In the end, though, I would say that the greatest influence on my work has been fairy tales (...) these are bare-bones narratives, narratives largely devoid of details, yet enormous amounts of information are communicated in a very short space, with very few words. What fairy tales prove, I think, is that it's the reader (...) who actually tells the story to himself. The text is no more than a springboard for the imagination. `Once upon a time there was a girl who lived with her mother in a house at the edge of a large wood.' You don't know what the girl looks like, you don't know what color the house is, you don't know if the mother is tall or short, fat or thin, you know next to nothing. But the mind won't allow these things to remain blank; it fills in the details itself, it creates images based on its own memories and experiences -which is why these stories resonate so deeply inside us. The listener becomes an active participant in the story.219(*)

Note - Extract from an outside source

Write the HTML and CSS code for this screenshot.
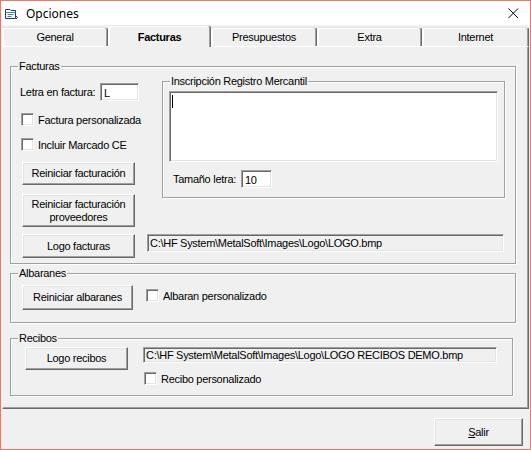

Therefore, Marco's technique to describe the world to Effing rests upon the same principle as Auster's writing: to let the listener / reader fill in the blanks with his imagination, to let him appropriate the story so that in the end, it is he who actually creates his own story: «The one thing I try to do in all my books is to leave enough room in the prose for the reader to inhabit it. Because I finally believe that it's the reader who writes the book and not the writer.»220(*) Thus, leaving blanks, in the style of fairy tales, is a solution to the issue of the conveying of the essence of things. However, between the blanks, there has to be words and all the difficulty lies in the selection of these words. For this task, another literary genre has to be requisite, that of poetry. Indeed, the descriptive accounts that Marco eventually gives to Effing are poetry no more, no less, i.e. a highly thought-of selection of words, each of them being chosen for its particular evocative power. Besides, Pavel Shum -Effing's former companion- is depicted as «a master of the poetic phrase»221(*) So, when Effing says to Marco: «Dammit, boy, (...) use the eyes in your head! I can't see a bloody thing, and here you're spouting drivel about `your average lamppost' and `perfectly ordinary manhole covers'.»222(*) He wants him to poetize his discourse, to see the world not with the eye of an `ordinary' man, but with that of a poet. In fact, he requires him to have the same approach to the world and language as the poet. For, as Auster writes about Charles Reznikoff: « [the poet] must learn to speak from his eye -and cure himself of seeing with his mouth.»223(*)

* 218 Moon Palace, page 123.

* 219 Interview with Larry McCaffery and Sinda Gregory in The Art of Hunger (Harmondsworth: Penguin, 1993), page 304.

* 220 Interview with Joseph Mallia in The Art of Hunger, page 272.

* 221 Moon Palace, page 121.

* 222 Moon Palace, page 120.

* 223 The Decisive Moment, in The Art of Hunger, page 35.